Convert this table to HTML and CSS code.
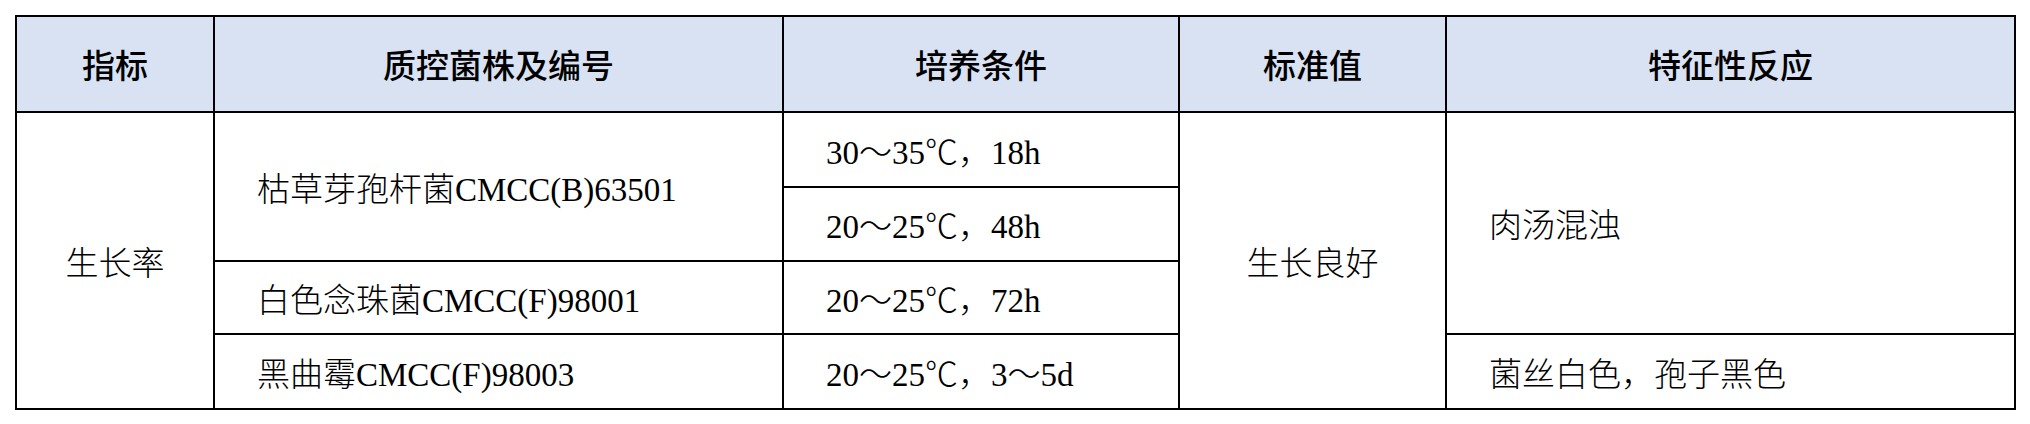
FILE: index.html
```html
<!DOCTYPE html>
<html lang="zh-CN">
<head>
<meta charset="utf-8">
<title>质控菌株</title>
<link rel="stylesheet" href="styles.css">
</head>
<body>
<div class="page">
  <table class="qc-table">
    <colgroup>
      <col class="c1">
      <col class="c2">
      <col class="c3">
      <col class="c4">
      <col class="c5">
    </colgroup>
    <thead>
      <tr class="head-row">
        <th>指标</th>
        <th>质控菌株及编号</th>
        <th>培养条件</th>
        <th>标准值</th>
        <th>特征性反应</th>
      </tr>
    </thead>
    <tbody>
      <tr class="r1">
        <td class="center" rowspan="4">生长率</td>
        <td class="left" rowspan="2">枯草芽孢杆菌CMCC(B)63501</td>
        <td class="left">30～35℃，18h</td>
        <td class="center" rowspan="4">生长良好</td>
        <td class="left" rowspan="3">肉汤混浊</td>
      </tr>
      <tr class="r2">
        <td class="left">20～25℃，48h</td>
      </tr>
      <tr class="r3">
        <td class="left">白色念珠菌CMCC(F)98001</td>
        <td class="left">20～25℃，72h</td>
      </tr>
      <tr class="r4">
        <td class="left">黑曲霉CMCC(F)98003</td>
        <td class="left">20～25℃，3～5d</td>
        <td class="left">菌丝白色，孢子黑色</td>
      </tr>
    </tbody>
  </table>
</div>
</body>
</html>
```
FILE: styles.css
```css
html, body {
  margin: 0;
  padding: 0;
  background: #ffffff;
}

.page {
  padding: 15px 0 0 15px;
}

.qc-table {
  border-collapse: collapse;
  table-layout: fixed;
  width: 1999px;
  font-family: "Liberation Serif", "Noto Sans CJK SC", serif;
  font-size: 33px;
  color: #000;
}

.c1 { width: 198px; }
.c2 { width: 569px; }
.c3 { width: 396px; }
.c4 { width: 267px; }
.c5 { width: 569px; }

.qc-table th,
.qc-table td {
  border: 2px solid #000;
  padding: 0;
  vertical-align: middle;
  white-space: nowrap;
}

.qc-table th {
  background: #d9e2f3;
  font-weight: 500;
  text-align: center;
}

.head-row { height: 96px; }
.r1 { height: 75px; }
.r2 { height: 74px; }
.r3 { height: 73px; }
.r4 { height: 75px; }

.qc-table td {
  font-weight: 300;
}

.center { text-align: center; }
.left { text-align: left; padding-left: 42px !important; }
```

--------

Each line of the data is to be duplicated exactly; pictures stay out of the copy.

Convert this table to HTML and CSS code.
FILE: index.html
```html
<!DOCTYPE html>
<html lang="zh-CN">
<head>
<meta charset="utf-8">
<title>质控菌株</title>
<link rel="stylesheet" href="styles.css">
</head>
<body>
<div class="page">
  <table class="qc-table">
    <colgroup>
      <col class="c1">
      <col class="c2">
      <col class="c3">
      <col class="c4">
      <col class="c5">
    </colgroup>
    <thead>
      <tr class="head-row">
        <th>指标</th>
        <th>质控菌株及编号</th>
        <th>培养条件</th>
        <th>标准值</th>
        <th>特征性反应</th>
      </tr>
    </thead>
    <tbody>
      <tr class="r1">
        <td class="center" rowspan="4">生长率</td>
        <td class="left" rowspan="2">枯草芽孢杆菌CMCC(B)63501</td>
        <td class="left">30～35℃，18h</td>
        <td class="center" rowspan="4">生长良好</td>
        <td class="left" rowspan="3">肉汤混浊</td>
      </tr>
      <tr class="r2">
        <td class="left">20～25℃，48h</td>
      </tr>
      <tr class="r3">
        <td class="left">白色念珠菌CMCC(F)98001</td>
        <td class="left">20～25℃，72h</td>
      </tr>
      <tr class="r4">
        <td class="left">黑曲霉CMCC(F)98003</td>
        <td class="left">20～25℃，3～5d</td>
        <td class="left">菌丝白色，孢子黑色</td>
      </tr>
    </tbody>
  </table>
</div>
</body>
</html>
```
FILE: styles.css
```css
html, body {
  margin: 0;
  padding: 0;
  background: #ffffff;
}

.page {
  padding: 15px 0 0 15px;
}

.qc-table {
  border-collapse: collapse;
  table-layout: fixed;
  width: 1999px;
  font-family: "Liberation Serif", "Noto Sans CJK SC", serif;
  font-size: 33px;
  color: #000;
}

.c1 { width: 198px; }
.c2 { width: 569px; }
.c3 { width: 396px; }
.c4 { width: 267px; }
.c5 { width: 569px; }

.qc-table th,
.qc-table td {
  border: 2px solid #000;
  padding: 0;
  vertical-align: middle;
  white-space: nowrap;
}

.qc-table th {
  background: #d9e2f3;
  font-weight: 500;
  text-align: center;
}

.head-row { height: 96px; }
.r1 { height: 75px; }
.r2 { height: 74px; }
.r3 { height: 73px; }
.r4 { height: 75px; }

.qc-table td {
  font-weight: 300;
}

.center { text-align: center; }
.left { text-align: left; padding-left: 42px !important; }
```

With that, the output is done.